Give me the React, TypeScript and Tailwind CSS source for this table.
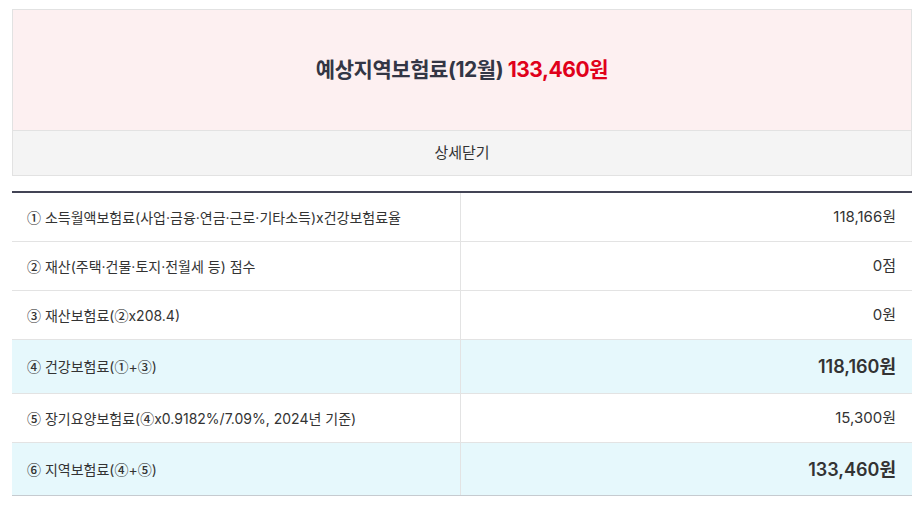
const font = "font-['Inter','Noto_Sans_CJK_KR',sans-serif]";

type Row = { num: string; label: string; value: string; strong?: boolean };

const rows: Row[] = [
  { num: "①", label: "소득월액보험료(사업·금융·연금·근로·기타소득)x건강보험료율", value: "118,166원" },
  { num: "②", label: "재산(주택·건물·토지·전월세 등) 점수", value: "0점" },
  { num: "③", label: "재산보험료(②x208.4)", value: "0원" },
  { num: "④", label: "건강보험료(①+③)", value: "118,160원", strong: true },
  { num: "⑤", label: "장기요양보험료(④x0.9182%/7.09%, 2024년 기준)", value: "15,300원" },
  { num: "⑥", label: "지역보험료(④+⑤)", value: "133,460원", strong: true },
];

const circled = /([①-⑳])/;

// circled digits come out huge in the fallback font, so pin them to Noto CJK
function Label({ text }: { text: string }) {
  return (
    <>
      {text.split(circled).map((part, i) =>
        circled.test(part) ? (
          <span key={i} className="font-['Noto_Sans_CJK_KR',sans-serif] font-medium">
            {part}
          </span>
        ) : (
          <span key={i}>{part}</span>
        ),
      )}
    </>
  );
}

export default function App() {
  return (
    <div className={`w-[916px] h-[508px] bg-white pl-3 pr-1 pt-[9px] text-[#333] ${font}`}>
      <div className="border border-[#e2e2e2]">
        <div className="h-[120px] bg-[#fdf0f1] flex items-center justify-center">
          <h2 className="text-[21px] font-bold tracking-[-0.45px] text-[#333645]">
            예상지역보험료(12월) <span className="text-[#e0001a]">133,460원</span>
          </h2>
        </div>
        <button
          type="button"
          className="w-full h-[45px] bg-[#f4f4f4] border-t border-[#e2e2e2] text-[15px] text-[#333]"
        >
          상세닫기
        </button>
      </div>

      <div className="mt-[15px] border-t-2 border-[#434455] border-b border-b-[#c6cbd0]">
        {rows.map((r, i) => {
          const last = i === rows.length - 1;
          const h = last ? "h-[52px]" : r.strong ? "h-[54px]" : "h-[49px]";
          return (
            <div
              key={i}
              className={`flex ${h} ${r.strong ? "bg-[#e6f8fc]" : ""} ${last ? "" : "border-b border-[#e3e3e3]"}`}
            >
              <div className="w-[449px] shrink-0 border-r border-[#e3e3e3] pl-[15px] flex items-center text-[14px] text-[#333] whitespace-pre">
                <Label text={`${r.num} ${r.label}`} />
              </div>
              <div
                className={`flex-1 pr-[16px] flex items-center justify-end ${r.strong ? "text-[18px] font-semibold text-[#333]" : "text-[15px] text-[#333]"}`}
              >
                {r.value}
              </div>
            </div>
          );
        })}
      </div>
    </div>
  );
}
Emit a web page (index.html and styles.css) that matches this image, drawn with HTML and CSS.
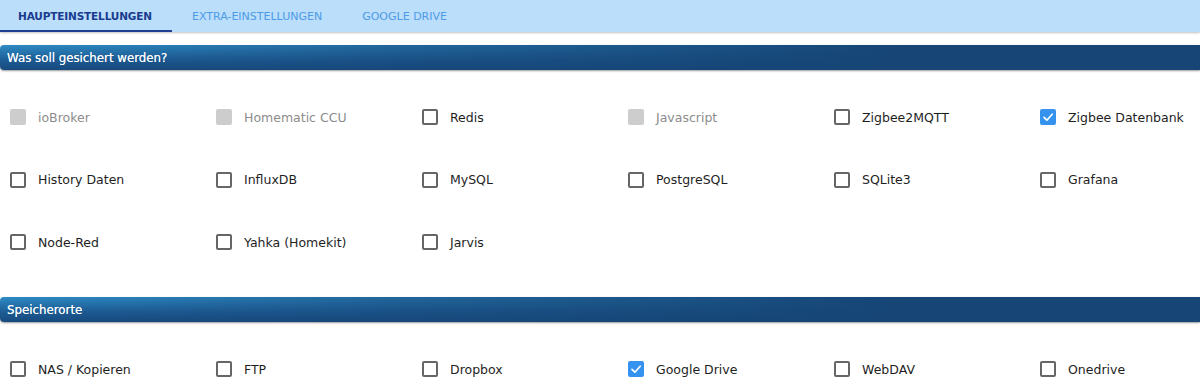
FILE: index.html
```html
<!DOCTYPE html>
<html lang="de">
<head>
    <meta charset="UTF-8">
    <meta name="viewport" content="width=device-width, initial-scale=1.0">
    <title>Backup Einstellungen</title>
    <link rel="stylesheet" href="styles.css">
</head>
<body>
    <div class="tabs">
        <a class="tab active" href="#main">HAUPTEINSTELLUNGEN</a>
        <a class="tab" href="#extra">EXTRA-EINSTELLUNGEN</a>
        <a class="tab" href="#gdrive">GOOGLE DRIVE</a>
    </div>

    <div class="section-title first">Was soll gesichert werden?</div>
    <div class="options">
        <label class="option disabled"><span class="box"></span>ioBroker</label>
        <label class="option disabled"><span class="box"></span>Homematic CCU</label>
        <label class="option"><span class="box"></span>Redis</label>
        <label class="option disabled"><span class="box"></span>Javascript</label>
        <label class="option"><span class="box"></span>Zigbee2MQTT</label>
        <label class="option checked"><span class="box"><svg viewBox="0 0 16 16" width="16" height="16"><path d="M4 8.4 L6.9 11.2 L12.2 5.2" fill="none" stroke="#fff" stroke-width="1.7" stroke-linecap="round" stroke-linejoin="round"/></svg></span>Zigbee Datenbank</label>

        <label class="option"><span class="box"></span>History Daten</label>
        <label class="option"><span class="box"></span>InfluxDB</label>
        <label class="option"><span class="box"></span>MySQL</label>
        <label class="option"><span class="box"></span>PostgreSQL</label>
        <label class="option"><span class="box"></span>SQLite3</label>
        <label class="option"><span class="box"></span>Grafana</label>

        <label class="option"><span class="box"></span>Node-Red</label>
        <label class="option"><span class="box"></span>Yahka (Homekit)</label>
        <label class="option"><span class="box"></span>Jarvis</label>
    </div>

    <div class="section-title">Speicherorte</div>
    <div class="options storage">
        <label class="option"><span class="box"></span>NAS / Kopieren</label>
        <label class="option"><span class="box"></span>FTP</label>
        <label class="option"><span class="box"></span>Dropbox</label>
        <label class="option checked"><span class="box"><svg viewBox="0 0 16 16" width="16" height="16"><path d="M4 8.4 L6.9 11.2 L12.2 5.2" fill="none" stroke="#fff" stroke-width="1.7" stroke-linecap="round" stroke-linejoin="round"/></svg></span>Google Drive</label>
        <label class="option"><span class="box"></span>WebDAV</label>
        <label class="option"><span class="box"></span>Onedrive</label>
    </div>
</body>
</html>
```

FILE: styles.css
```css
body {
    margin: 0;
    background: #fff;
    font-family: "DejaVu Sans", Verdana, sans-serif;
    color: #1e1e1e;
    overflow: hidden;
}
.tabs {
    display: flex;
    height: 32px;
    background: #bbdefb;
    box-shadow: 0 1px 2px rgba(0, 0, 0, 0.25);
}
.tab {
    display: flex;
    align-items: center;
    padding: 2px 20px 0 20px;
    font-size: 11px;
    color: #4d9be6;
    text-decoration: none;
    border-bottom: 2px solid transparent;
    box-sizing: border-box;
    height: 32px;
}
.tab.active {
    padding-left: 18px;
    font-size: 10.5px;
    letter-spacing: -0.15px;
    color: #193c8f;
    font-weight: bold;
    border-bottom-color: #1f3f94;
}
.section-title {
    height: 25px;
    margin-top: 45px;
    padding-left: 7px;
    display: flex;
    align-items: center;
    font-size: 11.8px;
    color: #fff;
    text-shadow: 0 0 0.5px rgba(255, 255, 255, 0.8);
    border-radius: 4px 0 0 4px;
    background:
        linear-gradient(to right, rgba(22, 69, 118, 0) 0%, rgba(22, 69, 118, 0.55) 35%, #164576 75%),
        linear-gradient(to bottom, #2e8cc6 0%, #1d5c95 60%, #174a7e 100%);
    box-shadow: 0 1px 2px rgba(0, 0, 0, 0.4);
}
.section-title.first {
    margin-top: 13px;
}
.options {
    display: grid;
    grid-template-columns: repeat(5, 206px) 1fr;
    row-gap: 42.5px;
    padding: 37px 0 0 10px;
}
.options.storage {
    padding-top: 37px;
}
.option {
    display: flex;
    align-items: center;
    height: 20px;
    font-size: 12.5px;
    white-space: nowrap;
}
.box {
    width: 16px;
    height: 16px;
    box-sizing: border-box;
    border: 2px solid #666;
    border-radius: 2px;
    margin-right: 12px;
    flex-shrink: 0;
}
.option.disabled {
    color: #8c8c8c;
}
.option.disabled .box {
    border: none;
    background: #cdcdcd;
}
.option.checked .box {
    border: none;
    background: #3593ef;
}
.box svg {
    display: block;
}
```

* * *

* [Challenge]: Copy out every line in the listing where the word "this" appears.

* [Response]:
Give me the React, TypeScript and Tailwind CSS source for this table.
Emit a web page (index.html and styles.css) that matches this image, drawn with HTML and CSS.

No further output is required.